Hondo: I never said that.
Hicks: Never had to. But if you ever say that I don't care about this city or the officers that work for me again, you and I are gonna mix it up.
The implications were threefold...
My first thought was that Buck ultimately sacrificed his career to provide a spot on the team for Street and help him onto the right path. It might seem like a drastic move, but not entirely unlikely considering what we know about their history, and the guilt Buck felt about shooting young Raymont.
This scene also allowed us to see Hicks as more than the authoritative prick he's proven himself to be so far, especially toward Hondo. This slightly more compassionate side of him rounds out his character and makes him more intriguing.
Finally, it's not often that we witness Hondo showing an error in judgment, and I greatly appreciated how humbled he was. Finally, he's a flawed guy, too.
But Hondo continued to be his angel self when he took the information from this little mishap and used it to remind Street to appreciate the opportunity he was given because of Buck's absence.
Hondo: I've been thinking a lot about Buck. What happened to him.
Street: Yeah, you think we should take him out for a beer or something?

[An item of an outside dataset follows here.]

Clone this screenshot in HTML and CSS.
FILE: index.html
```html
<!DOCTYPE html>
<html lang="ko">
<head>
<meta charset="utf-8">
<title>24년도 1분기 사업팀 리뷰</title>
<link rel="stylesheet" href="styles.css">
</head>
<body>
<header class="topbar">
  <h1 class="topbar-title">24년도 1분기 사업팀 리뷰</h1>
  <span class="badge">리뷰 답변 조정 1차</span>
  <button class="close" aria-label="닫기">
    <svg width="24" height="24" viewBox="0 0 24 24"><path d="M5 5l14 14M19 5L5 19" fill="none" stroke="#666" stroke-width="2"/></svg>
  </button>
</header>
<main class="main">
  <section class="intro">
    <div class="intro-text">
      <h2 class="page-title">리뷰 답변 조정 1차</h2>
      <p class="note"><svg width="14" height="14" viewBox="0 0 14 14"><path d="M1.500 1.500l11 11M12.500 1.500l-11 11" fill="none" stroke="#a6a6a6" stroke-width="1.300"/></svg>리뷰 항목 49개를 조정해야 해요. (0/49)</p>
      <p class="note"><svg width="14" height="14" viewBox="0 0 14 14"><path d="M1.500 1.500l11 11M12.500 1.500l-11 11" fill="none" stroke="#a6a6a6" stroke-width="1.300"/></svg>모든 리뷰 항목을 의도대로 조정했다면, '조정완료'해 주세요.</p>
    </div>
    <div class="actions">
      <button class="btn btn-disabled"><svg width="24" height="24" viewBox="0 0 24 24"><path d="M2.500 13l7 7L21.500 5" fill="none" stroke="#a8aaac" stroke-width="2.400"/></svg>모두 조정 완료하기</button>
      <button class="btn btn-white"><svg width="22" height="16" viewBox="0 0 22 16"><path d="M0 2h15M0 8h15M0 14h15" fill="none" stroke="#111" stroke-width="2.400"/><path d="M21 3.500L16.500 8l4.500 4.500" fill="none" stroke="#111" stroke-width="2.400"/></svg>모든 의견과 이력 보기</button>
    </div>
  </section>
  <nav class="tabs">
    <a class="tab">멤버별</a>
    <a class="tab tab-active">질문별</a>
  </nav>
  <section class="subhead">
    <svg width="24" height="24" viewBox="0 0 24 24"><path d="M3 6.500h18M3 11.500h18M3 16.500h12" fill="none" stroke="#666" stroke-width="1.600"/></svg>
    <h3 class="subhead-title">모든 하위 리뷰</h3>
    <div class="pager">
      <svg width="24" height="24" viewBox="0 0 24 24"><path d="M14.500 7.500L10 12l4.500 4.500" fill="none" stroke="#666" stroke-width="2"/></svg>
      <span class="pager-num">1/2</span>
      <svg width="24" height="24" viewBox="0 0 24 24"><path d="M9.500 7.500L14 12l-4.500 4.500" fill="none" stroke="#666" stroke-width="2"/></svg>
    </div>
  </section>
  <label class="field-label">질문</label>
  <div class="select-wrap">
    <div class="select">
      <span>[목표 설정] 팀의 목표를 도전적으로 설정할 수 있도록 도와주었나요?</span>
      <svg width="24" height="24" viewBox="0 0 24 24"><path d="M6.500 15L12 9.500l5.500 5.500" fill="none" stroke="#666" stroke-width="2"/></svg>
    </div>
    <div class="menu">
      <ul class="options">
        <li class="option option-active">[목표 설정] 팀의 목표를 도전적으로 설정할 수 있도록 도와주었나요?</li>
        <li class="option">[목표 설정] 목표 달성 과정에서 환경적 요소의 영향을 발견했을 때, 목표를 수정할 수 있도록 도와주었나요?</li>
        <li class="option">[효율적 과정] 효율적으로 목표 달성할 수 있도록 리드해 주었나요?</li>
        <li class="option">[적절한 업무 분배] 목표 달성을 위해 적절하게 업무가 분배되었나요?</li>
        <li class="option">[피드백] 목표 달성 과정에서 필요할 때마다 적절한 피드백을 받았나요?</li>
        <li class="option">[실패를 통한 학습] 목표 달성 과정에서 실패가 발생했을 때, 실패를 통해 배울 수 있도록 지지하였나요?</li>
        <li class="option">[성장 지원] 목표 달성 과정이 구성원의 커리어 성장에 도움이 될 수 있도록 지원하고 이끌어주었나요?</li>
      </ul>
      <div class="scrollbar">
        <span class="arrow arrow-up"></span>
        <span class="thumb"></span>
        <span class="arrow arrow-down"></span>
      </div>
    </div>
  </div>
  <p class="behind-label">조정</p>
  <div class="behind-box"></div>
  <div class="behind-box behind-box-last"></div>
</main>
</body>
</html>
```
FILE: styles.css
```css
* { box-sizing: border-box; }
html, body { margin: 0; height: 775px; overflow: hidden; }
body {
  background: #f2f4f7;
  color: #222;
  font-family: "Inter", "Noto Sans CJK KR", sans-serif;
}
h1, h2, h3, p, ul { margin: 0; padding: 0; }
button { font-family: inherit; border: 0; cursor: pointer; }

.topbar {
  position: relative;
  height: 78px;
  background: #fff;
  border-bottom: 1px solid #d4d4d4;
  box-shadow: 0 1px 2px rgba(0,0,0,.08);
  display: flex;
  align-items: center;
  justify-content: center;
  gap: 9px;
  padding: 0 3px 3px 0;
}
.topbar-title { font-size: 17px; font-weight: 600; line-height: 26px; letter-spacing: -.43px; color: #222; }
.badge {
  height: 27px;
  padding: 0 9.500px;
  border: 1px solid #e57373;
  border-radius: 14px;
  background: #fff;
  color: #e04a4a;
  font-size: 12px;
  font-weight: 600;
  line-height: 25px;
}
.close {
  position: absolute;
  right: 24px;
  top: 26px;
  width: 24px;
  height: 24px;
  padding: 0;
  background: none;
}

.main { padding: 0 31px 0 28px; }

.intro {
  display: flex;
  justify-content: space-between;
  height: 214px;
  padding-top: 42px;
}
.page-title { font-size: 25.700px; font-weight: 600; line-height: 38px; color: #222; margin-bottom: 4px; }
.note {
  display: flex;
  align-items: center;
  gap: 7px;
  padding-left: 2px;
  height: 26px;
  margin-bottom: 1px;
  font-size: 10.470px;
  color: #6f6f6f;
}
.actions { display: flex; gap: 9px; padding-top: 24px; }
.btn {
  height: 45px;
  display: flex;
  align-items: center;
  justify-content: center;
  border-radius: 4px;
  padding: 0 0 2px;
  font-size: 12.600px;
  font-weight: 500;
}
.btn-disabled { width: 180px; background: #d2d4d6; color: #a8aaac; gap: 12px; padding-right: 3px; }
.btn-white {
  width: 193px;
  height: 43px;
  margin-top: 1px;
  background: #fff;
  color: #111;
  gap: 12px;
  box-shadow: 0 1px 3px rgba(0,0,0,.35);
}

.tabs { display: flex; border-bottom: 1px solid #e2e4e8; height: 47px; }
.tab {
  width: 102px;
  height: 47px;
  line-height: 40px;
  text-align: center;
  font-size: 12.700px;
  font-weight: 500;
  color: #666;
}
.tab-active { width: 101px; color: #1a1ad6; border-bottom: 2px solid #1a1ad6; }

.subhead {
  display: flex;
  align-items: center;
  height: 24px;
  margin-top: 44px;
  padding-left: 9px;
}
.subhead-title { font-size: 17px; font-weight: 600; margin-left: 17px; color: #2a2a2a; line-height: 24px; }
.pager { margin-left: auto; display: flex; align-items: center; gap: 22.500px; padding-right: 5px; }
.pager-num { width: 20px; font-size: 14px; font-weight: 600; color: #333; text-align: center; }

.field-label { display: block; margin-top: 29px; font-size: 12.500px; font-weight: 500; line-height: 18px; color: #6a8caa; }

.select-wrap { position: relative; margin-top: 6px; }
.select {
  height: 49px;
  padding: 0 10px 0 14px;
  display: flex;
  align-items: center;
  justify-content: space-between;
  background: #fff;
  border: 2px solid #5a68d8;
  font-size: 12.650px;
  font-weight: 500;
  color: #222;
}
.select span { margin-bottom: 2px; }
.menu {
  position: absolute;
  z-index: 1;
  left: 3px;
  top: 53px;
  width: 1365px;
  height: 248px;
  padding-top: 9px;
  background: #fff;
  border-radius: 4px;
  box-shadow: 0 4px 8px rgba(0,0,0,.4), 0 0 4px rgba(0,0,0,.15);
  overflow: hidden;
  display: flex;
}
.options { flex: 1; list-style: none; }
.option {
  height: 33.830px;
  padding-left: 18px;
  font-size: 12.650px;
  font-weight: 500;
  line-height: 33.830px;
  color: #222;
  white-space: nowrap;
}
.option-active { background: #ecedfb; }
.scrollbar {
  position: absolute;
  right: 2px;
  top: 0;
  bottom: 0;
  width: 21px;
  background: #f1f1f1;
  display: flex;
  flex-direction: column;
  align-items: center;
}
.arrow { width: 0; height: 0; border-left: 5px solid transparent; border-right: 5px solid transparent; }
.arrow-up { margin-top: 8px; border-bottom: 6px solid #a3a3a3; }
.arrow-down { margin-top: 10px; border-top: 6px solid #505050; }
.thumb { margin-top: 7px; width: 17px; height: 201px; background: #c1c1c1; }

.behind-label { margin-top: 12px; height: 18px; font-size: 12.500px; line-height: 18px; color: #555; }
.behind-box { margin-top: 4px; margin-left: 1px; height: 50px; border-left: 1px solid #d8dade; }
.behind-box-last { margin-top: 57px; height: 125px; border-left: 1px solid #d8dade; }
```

Hondo: No, no, no. I think it's better for us, better for him, if we just give him some space for awhile.
Street: Okay, your call.
Hondo: Street, don't you ever forget who your locker once belonged to. The reason that you are S.W.A.T., and whose legacy you carry.
Street: I promise.
Street, himself, has proven to be a dedicated and smart officer now that he's put his nose to the grindstone a bit. He spent most of the hour solving problems and delivering case information before anyone had the chance to ask for it.

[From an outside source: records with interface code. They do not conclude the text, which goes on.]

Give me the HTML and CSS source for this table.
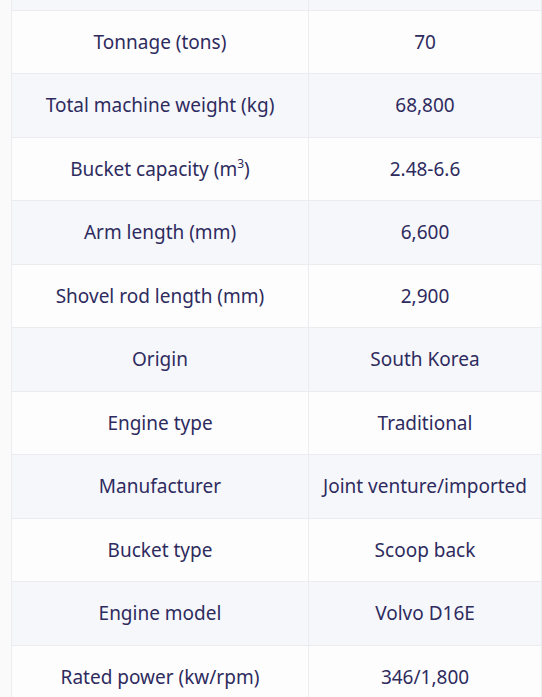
FILE: index.html
```html
<!DOCTYPE html>
<html>
<head>
<meta charset="utf-8">
<link rel="stylesheet" href="styles.css">
</head>
<body>
<div class="wrap">
<table class="spec">
<tbody>
<tr class="alt top"><td></td><td></td></tr>
<tr><td>Tonnage (tons)</td><td>70</td></tr>
<tr class="alt"><td>Total machine weight (kg)</td><td>68,800</td></tr>
<tr><td>Bucket capacity (m<sup>3</sup>)</td><td>2.48-6.6</td></tr>
<tr class="alt"><td>Arm length (mm)</td><td>6,600</td></tr>
<tr><td>Shovel rod length (mm)</td><td>2,900</td></tr>
<tr class="alt"><td>Origin</td><td>South Korea</td></tr>
<tr><td>Engine type</td><td>Traditional</td></tr>
<tr class="alt"><td>Manufacturer</td><td>Joint venture/imported</td></tr>
<tr><td>Bucket type</td><td>Scoop back</td></tr>
<tr class="alt"><td>Engine model</td><td>Volvo D16E</td></tr>
<tr><td>Rated power (kw/rpm)</td><td>346/1,800</td></tr>
</tbody>
</table>
</div>
</body>
</html>
```
FILE: styles.css
```css
html, body {
  margin: 0;
  padding: 0;
  background: #fafafa;
  overflow: hidden;
}
.wrap {
  padding-left: 11px;
  margin-top: -54px;
}
.spec {
  width: 531px;
  border-collapse: collapse;
  font-family: "Noto Sans", sans-serif;
  font-size: 19px;
  color: #2e2b5e;
  table-layout: fixed;
}
.spec td {
  height: 62.5px;
  padding: 0;
  text-align: center;
  vertical-align: middle;
  border: 1px solid #ececf0;
  background: #fdfdfd;
}
.spec td:first-child {
  width: 296px;
}
.spec tr.alt td {
  background: #f6f7fb;
}
.spec sup {
  font-size: 12px;
  line-height: 0;
  vertical-align: 8px;
}
```
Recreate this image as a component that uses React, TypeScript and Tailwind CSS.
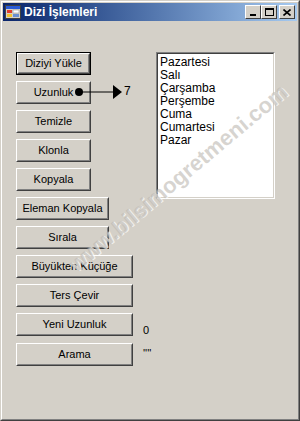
import React from "react";

// düğme: klasik windows kabartma
function WinButton({ label, width, isDefault }: { label: string; width: string; isDefault?: boolean }) {
  const inner = (
    <div className="h-full border border-t-white border-l-white border-r-[#404040] border-b-[#404040]">
      <div className="h-full flex items-center justify-center border border-t-[#d4d0c8] border-l-[#d4d0c8] border-r-[#808080] border-b-[#808080] text-[11px] text-black">
        {label}
      </div>
    </div>
  );
  return (
    <div className={`${width} h-[23px] shrink-0 ${isDefault ? "border border-black" : ""}`}>
      {isDefault ? <div className="h-full">{inner}</div> : inner}
    </div>
  );
}

function CaptionButton({ children }: { children: React.ReactNode }) {
  return (
    <div className="w-[16px] h-[14px] bg-[#d4d0c8] border border-t-white border-l-white border-r-[#404040] border-b-[#404040] flex items-center justify-center">
      {children}
    </div>
  );
}

const gunler = ["Pazartesi", "Salı", "Çarşamba", "Perşembe", "Cuma", "Cumartesi", "Pazar"];

export default function App() {
  return (
    <div className="w-[300px] h-[421px] relative overflow-hidden font-['Liberation_Sans',_Arial,_sans-serif]">
      {/* pencere çerçevesi */}
      <div className="h-full border border-t-[#d4d0c8] border-l-[#d4d0c8] border-r-[#404040] border-b-[#404040] bg-[#d4d0c8]">
        <div className="h-full border border-t-white border-l-white border-r-[#808080] border-b-[#808080] p-px flex flex-col">
          {/* başlık çubuğu */}
          <div className="h-[18px] flex items-center bg-gradient-to-r from-[#0a246a] to-[#a6caf0] pl-[2px] pr-[2px]">
            <svg width="16" height="16" viewBox="0 0 16 16" className="shrink-0">
              <rect x="0.5" y="1.5" width="15" height="13" fill="#d4d0c8" stroke="#404040" />
              <rect x="1" y="2" width="14" height="3" fill="#2a5bd7" />
              <rect x="2" y="6" width="5" height="3" fill="#e03c2c" />
              <rect x="8" y="6" width="6" height="3" fill="#ffffff" stroke="#808080" strokeWidth="0.5" />
              <rect x="2" y="10" width="5" height="3" fill="#f2c230" />
              <rect x="8" y="10" width="6" height="3" fill="#6a8fd0" />
            </svg>
            <span className="ml-[3px] text-white font-bold text-[12px] leading-none">Dizi İşlemleri</span>
            <div className="ml-auto flex items-center">
              <CaptionButton>
                <div className="w-[6px] h-[2px] bg-black mt-[6px] mr-[1px]" />
              </CaptionButton>
              <CaptionButton>
                <div className="w-[9px] h-[8px] border border-black border-t-2" />
              </CaptionButton>
              <div className="w-[2px]" />
              <CaptionButton>
                <svg width="8" height="7" viewBox="0 0 8 7">
                  <path d="M0.5 0.5 L7.5 6.5 M7.5 0.5 L0.5 6.5" stroke="black" strokeWidth="1.6" />
                </svg>
              </CaptionButton>
            </div>
          </div>

          {/* istemci alanı */}
          <div className="flex-1 flex pt-[31px] pl-[13px]">
            <div className="w-[140px] flex flex-col gap-[6px]">
              <WinButton label="Diziyi Yükle" width="w-[75px]" isDefault />
              <div className="relative flex items-start">
                <WinButton label="Uzunluk" width="w-[75px]" />
                <span className="ml-[33px] mt-[4px] text-[12px] leading-[13px]">7</span>
                <svg width="50" height="16" viewBox="0 0 50 16" className="absolute left-[58px] top-[3px]">
                  <circle cx="5" cy="8" r="4" fill="black" />
                  <line x1="5" y1="8" x2="40" y2="8" stroke="black" strokeWidth="1.2" />
                  <path d="M39 1 L48 8 L39 15 Z" fill="black" />
                </svg>
              </div>
              <WinButton label="Temizle" width="w-[75px]" />
              <WinButton label="Klonla" width="w-[75px]" />
              <WinButton label="Kopyala" width="w-[75px]" />
              <WinButton label="Eleman Kopyala" width="w-[93px]" />
              <WinButton label="Sırala" width="w-[93px]" />
              <WinButton label="Büyükten Küçüğe" width="w-[117px]" />
              <WinButton label="Ters Çevir" width="w-[117px]" />
              <div className="flex items-start">
                <WinButton label="Yeni Uzunluk" width="w-[117px]" />
                <span className="ml-[10px] mt-[11px] text-[11px] leading-[13px]">0</span>
              </div>
              <div className="flex items-start">
                <WinButton label="Arama" width="w-[117px]" />
                <span className="ml-[10px] mt-[4px] text-[11px] leading-[13px]">''''</span>
              </div>
            </div>

            {/* liste kutusu */}
            <div className="w-[119px] h-[147px] border border-t-[#808080] border-l-[#808080] border-r-white border-b-white">
              <div className="h-full bg-white border border-t-[#404040] border-l-[#404040] border-r-[#d4d0c8] border-b-[#d4d0c8] pl-[2px] pt-[2px]">
                {gunler.map((g) => (
                  <div key={g} className="text-[12px] leading-[13px] text-black">
                    {g}
                  </div>
                ))}
              </div>
            </div>
          </div>
        </div>
      </div>

      {/* filigran */}
      <div className="absolute left-[178px] top-[178px] -translate-x-1/2 -translate-y-1/2 -rotate-[40deg] whitespace-nowrap text-[22px] font-bold text-[#bcb8b1]/60 [text-shadow:1px_1px_0_rgba(255,255,255,0.7)] pointer-events-none">
        www.bilsimogretmeni.com
      </div>
    </div>
  );
}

This shift in attitude wasn't too drastic, as we did get a taste of Street's adorable adrenaline-induced side that we've come to know and love -- during an especially exciting driving scene.
I mean, who wouldn't want to be strapped in next to Hondo at 100+ mph., for the thrill or the view?
I thoroughly enjoyed discovering how these many characters adjusted to new information, and I can't wait to see how they move forward throughout the rest of the season.